Total other operating income increased 28% for the second quarter of 2009 and 37% year-to-date as compared to the same periods a year ago due to strong contributions from affiliated financial services offerings, particularly from earnings of Northrim’s mortgage affiliate. Other operating income grew to $3.7 million, in the second quarter of 2009 compared to $3.6 million in the first quarter of 2009 and $2.8 million in the second quarter of 2008. For the first six months of 2009, other operating income grew to $7.2 million from $5.3 million for the first six months of 2008. Deposit account service charge income was down 13% at $775,000 in the second quarter of 2009 compared to $888,000 for the second quarter a year ago due to fewer overdraft transactions. For the first six months of the year, service charges on deposit accounts were down 16% to $1.5 million from $1.8 million in the first half of 2008.
Purchased receivable income fell 9% to $474,000 in the second quarter of 2009 from $521,000 in the second quarter a year ago. These balances decreased primarily because one purchased receivable customer sold a portion of its business which allowed it to pay off its purchased receivable balance at the end of the first quarter of 2009. Employee benefit plan income grew to $447,000 for the second quarter of 2009 compared to $352,000 for the second quarter of 2008 due to the addition of more customers to this product line.
Income from Northrim’s mortgage affiliate increased significantly in the second quarter of 2009 to $764,000 from $273,000 in the second quarter a year ago, reflecting the strong refinance activity resulting from lower mortgage rates. “Demand for mortgage refinancing continues to be strong due to the low mortgage rates and the stable real estate market that continues to provide many of our customers with adequate equity to refinance their homes, although we expect this activity to slow in future quarters,” said Langland.
Operating expenses increased 1% for the second quarter of 2009 and increased 6% year-over-year. Overhead expenses increased slightly in the second quarter ended June 30, 2009 compared to the quarter ended March 31, 2009 due to higher FDIC insurance costs which was the largest cause of the increase in overhead on a year-over-year basis. In addition to boosting its regular insurance fees, the FDIC levied a special assessment on all banks to bolster its insurance fund. Including the $420,000 special FDIC assessment levied in the second quarter, FDIC insurance premiums increased by $748,000 to $923,000 for the second quarter of 2009 from $175,000 paid in the second quarter a year ago. Noninterest expense in the second quarter of 2009 was $21.0 million compared to $19.9 million in the second quarter a year ago.

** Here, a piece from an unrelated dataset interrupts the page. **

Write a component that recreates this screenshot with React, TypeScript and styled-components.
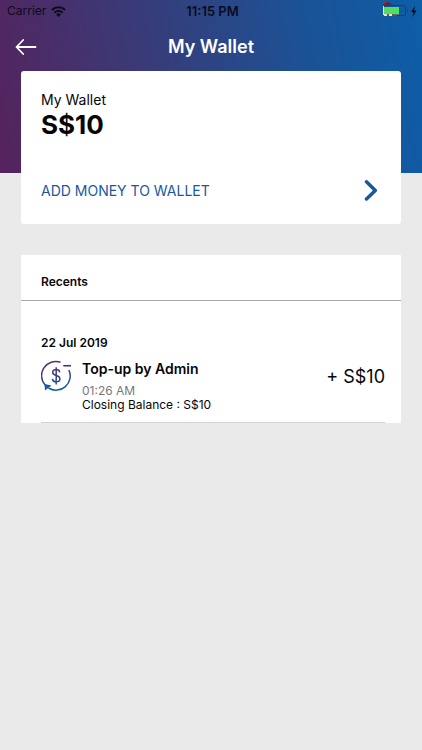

The efficiency ratio during the second quarter of 2009 was 68.22%, compared to 70.73% in the first quarter of 2009 and 72.13% in the second quarter a year ago. The efficiency ratio, calculated by dividing noninterest expense, excluding intangible asset amortization expense, by net interest income and noninterest income, measures overhead costs as a percentage of total revenues.
About Northrim BanCorp
Northrim BanCorp, Inc. is the parent company of Northrim Bank, a commercial bank that provides personal and business banking services through locations in Anchorage, Eagle River, Wasilla, and Fairbanks, Alaska, and an asset based lending division in Washington. The bank differentiates itself with a “Customer First Service” philosophy. Affiliated companies include Elliott Cove Capital Management, LLC; Residential Mortgage, LLC; Northrim Benefits Group, LLC; and Pacific Wealth Advisors, LLC. In June 2009, Northrim Bancorp was added to the Russell 2000 Index, a subset of the Russell 3000 Index. Both indices are widely used by professional money managers as benchmarks for investment strategies.
www.northrim.com
Sources include thehttp://www.iser.uaa.alaska.edu/presentations/LookingAheadAKEconomy.pdf and the State of Alaska Department of Labor.
This release may contain “forward-looking statements” that are subject to risks and uncertainties. Readers should not place undue reliance on forward-looking statements, which reflect management’s views only as of the date hereof. All statements, other than statements of historical fact, regarding our financial position, business strategy and management’s plans and objectives for future operations are forward-looking statements. When used in this report, the words “anticipate,” “believe,” “estimate,” “expect,” and “intend” and words or phrases of similar meaning, as they relate to Northrim or management, are intended to help identify forward-looking statements within the meaning of the Private Securities Litigation Reform Act of 1995. Although we believe that management’s expectations as reflected in forward-looking statements are reasonable, we cannot assure readers that those expectations will prove to be correct. Forward-looking statements are subject to various risks and uncertainties that may cause our actual results to differ materially and adversely from our expectations as indicated in the forward-looking statements. These risks and uncertainties include our ability to maintain or expand our market share or net interest margins, and to implement our marketing and growth strategies. Further, actual results may be affected by our ability to compete on price and other factors with other financial institutions; customer acceptance of new products and services; the regulatory environment in which we operate; and general trends in the local, regional and national banking industry and economy as those factors relate to our cost of funds and return on assets. In addition, there are risks inherent in the banking industry relating to collectibility of loans and changes in interest rates. Many of these risks, as well as other risks that may have a material adverse impact on our operations and business, are identified in our other filings with the SEC. However, you should be aware that these factors are not an exhaustive list, and you should not assume these are the only factors that may cause our actual results to differ from our expectations.